World   ---   This year’s World Baseball Classic drew enough viewers to cause TV and venue execs to shout “Give us more,” while a greater number of MLB players have expressed interest in being a part of the WBC’s next go-round. It’s quite possible that as many as 30 countries will be sending teams for it by the next decade, more than in any WBC to date.
But what caught our attention this week is a seeding that has begun to internationalize baseball as played in America, much in the manner that the National Basketball Association has gone “world,” though, by comparison baseball’s internationalization has been at a narrower and slower pace.
Nearly every NBA team has one or more athletes from countries outside the U.S., and the variance is more like the United Nations than baseball having leaned for years mostly into Central America and Japan for gifted ballplayers. NBA players are from the African nations, from Germany, Italy, France, Argentina, Croatia, Israel, Turkey, China, from several other countries, as well.

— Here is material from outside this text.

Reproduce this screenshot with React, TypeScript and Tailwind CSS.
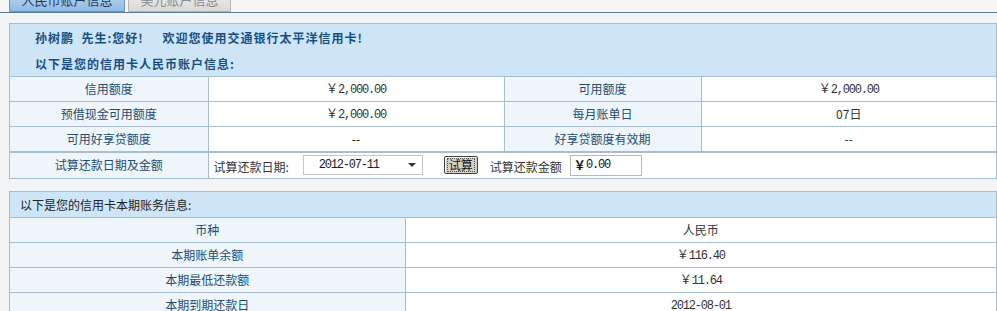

Baseball’s seeding for international expansion has existed quietly at what’s been MLB’s “Europe Academy,” based at an Olympic training center, Tirrenia, Italy, and the second graduate of this institution to hit the majors in America is Don Lutz (raised, Germany), a new Cincinnati Reds outfielder who hit his first career home run on May 13. He follows Italian ballplayer, Alex Liddi, now with the Seattle Mariners.
The “Europe Academy” functions throughout August every summer, with MLB responsible for, and managing, the program that is limited to approximately 60 players selected from the European and African countries. MLB has operated a similar program for Asian athletes at Australia. Go World, Go!